Le G.P. : N’avoir jamais décroché une étoile pour les Trois Forts, c’est une douleur ?
D.F. : C’est surtout une incompréhension que Michelin m’a fait payer cher ; j’ai peut-être parlé à haute voix en comparant le guide rouge à d’autres et ça leur a peut-être déplu. Mais c’est surtout pour mes équipes et tous ces gens qui ont travaillé dur que ça a été le plus injuste. Le côté amusant de la chose, c’est qu’il y a des clients qui pensent encore que le restaurant a une étoile…
Le G.P. : Qu’auriez-vous pu faire d’autre ?
D.F. : Je vous l’ai déjà dit : mon rêve, c’était d’être journaliste à l’Equipe, je suis un fou de tous les sports.
« En Corse, j’avais l’étoile, les meilleures notes au Gault & Millau mais ma priorité, ça a toujours été ma famille »
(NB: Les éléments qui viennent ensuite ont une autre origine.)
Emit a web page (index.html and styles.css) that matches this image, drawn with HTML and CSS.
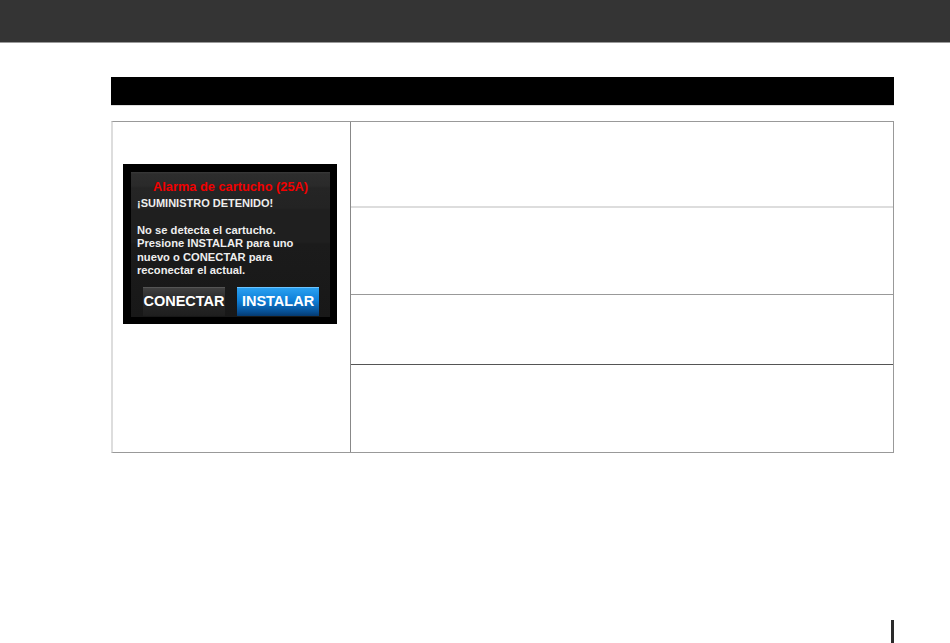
FILE: index.html
```html
<!DOCTYPE html>
<html lang="es">
<head>
  <meta charset="UTF-8">
  <meta name="viewport" content="width=device-width, initial-scale=1.0">
  <title>Alarma de cartucho</title>
  <link rel="stylesheet" href="styles.css">
</head>
<body>

  <div class="top-bar"></div>

  <div class="content">
    <div class="section-bar"></div>

    <!-- Tabla de la alarma -->
    <div class="alarm-table">
      <div class="screen-cell">
        <div class="screen">
          <div class="screen-panel">
            <p class="screen-title">Alarma de cartucho (25A)</p>
            <p class="screen-status">¡SUMINISTRO DETENIDO!</p>
            <p class="screen-text">No se detecta el cartucho.<br>Presione INSTALAR para uno<br>nuevo o CONECTAR para<br>reconectar el actual.</p>
            <div class="screen-buttons">
              <span class="screen-btn btn-dark">CONECTAR</span>
              <span class="screen-btn btn-blue">INSTALAR</span>
            </div>
          </div>
        </div>
      </div>

      <div class="rows">
        <div class="row row-1"></div>
        <div class="row row-2"></div>
        <div class="row row-3"></div>
        <div class="row row-4"></div>
      </div>
    </div>
  </div>

  <div class="page-mark"></div>

</body>
</html>
```

FILE: styles.css
```css
* {
  margin: 0;
  padding: 0;
  box-sizing: border-box;
}

body {
  font-family: "Liberation Sans", Arial, sans-serif;
  background-color: #fff;
  width: 950px;
  height: 643px;
  position: relative;
  overflow: hidden;
}

.top-bar {
  height: 43px;
  background-color: #343434;
  border-bottom: 1px solid #9a9a9a;
}

.content {
  margin-left: 111px;
  width: 783px;
  padding-top: 34px;
}

.section-bar {
  height: 29px;
  background-color: #000;
  border-bottom: 1px solid #ddd;
}

.alarm-table {
  margin-top: 15px;
  display: grid;
  grid-template-columns: 238px 1fr;
  border-top: 1px solid #999;
  border-right: 1px solid #999;
  border-bottom: 1px solid #999;
  border-left: 2px solid #ddd;
  height: 332px;
}

.screen-cell {
  border-right: 1px solid #888;
  padding: 42px 0 0 10px;
}

.screen {
  width: 214px;
  height: 160px;
  background-color: #000;
  padding: 8px 7px 7px 8px;
}

.screen-panel {
  height: 100%;
  background: linear-gradient(to bottom, #3a3a3a 0, #2d2d2d 2px, #2a2a2a 14px, #252525 16px, #232323 36px, #1f1f1f 38px, #1f1f1f 70px, #1b1b1b 72px, #181818 100%);
  padding: 7px 0 0 6px;
  color: #fff;
}

.screen-title {
  color: #f00000;
  font-size: 12.8px;
  font-weight: bold;
  text-align: center;
  line-height: 15px;
  margin-left: -6px;
}

.screen-status {
  font-size: 11px;
  font-weight: bold;
  line-height: 14px;
  margin-top: 2px;
  color: #eee;
}

.screen-text {
  font-size: 11.2px;
  font-weight: bold;
  line-height: 13.4px;
  margin-top: 14px;
  color: #eee;
}

.screen-buttons {
  display: flex;
  gap: 12px;
  margin-top: 9px;
  padding-left: 6px;
}

.screen-btn {
  display: block;
  width: 82px;
  height: 29px;
  font-size: 14.5px;
  font-weight: bold;
  text-align: center;
  color: #fff;
}

.btn-dark {
  background: linear-gradient(to bottom, #404040, #2a2a2a 40%, #1e1e1e);
  border-top: 1px solid #555;
  line-height: 27px;
}

.btn-blue {
  background: linear-gradient(to bottom, #2aa0f0, #0e7fd8 45%, #074f93 85%, #053a70);
  border-top: 1px solid #6cc4ff;
  line-height: 27px;
}

.rows {
  display: flex;
  flex-direction: column;
}

.row-1 {
  border-bottom: 2px solid #ddd;
  height: 86px;
}

.row-2 {
  border-bottom: 1px solid #999;
  height: 87px;
}

.row-3 {
  border-bottom: 1px solid #555;
  height: 70px;
}

.row-4 {
  flex: 1;
}

.page-mark {
  position: absolute;
  left: 891px;
  top: 620px;
  width: 3px;
  height: 23px;
  background-color: #2a2a2a;
}
```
Le G.P. : Qui, après vous ?
D.F. : Nous sommes tenus par le secret jusqu’au 2 décembre mais c’est un chef qui travaille déjà dans les Bouches-du-Rhône, il a 40 ans et a travaillé aux côtés de Yannick Alléno. Il connaît le groupe Accor puisqu’il a déjà officié au Sofitel Faubourg, (rue Boissy-d’Anglas, Paris VIIIe, NDLR).
Le G.P. : Qu’allez-vous faire après ?
D.F. : Je vais donner des cours et faire de la formation à la Villa des Chefs, comme je le fais déjà depuis 13 ans. Je vais aussi travailler avec Serge Pujol au restaurant Olivadors et maintenir mes engagements dans les associations caritatives, les Cuistots du cœur dont je suis le parrain. Je travaille aussi sur un projet d’ouverture de restaurant israélite qui ouvrira sur le Vieux-Port.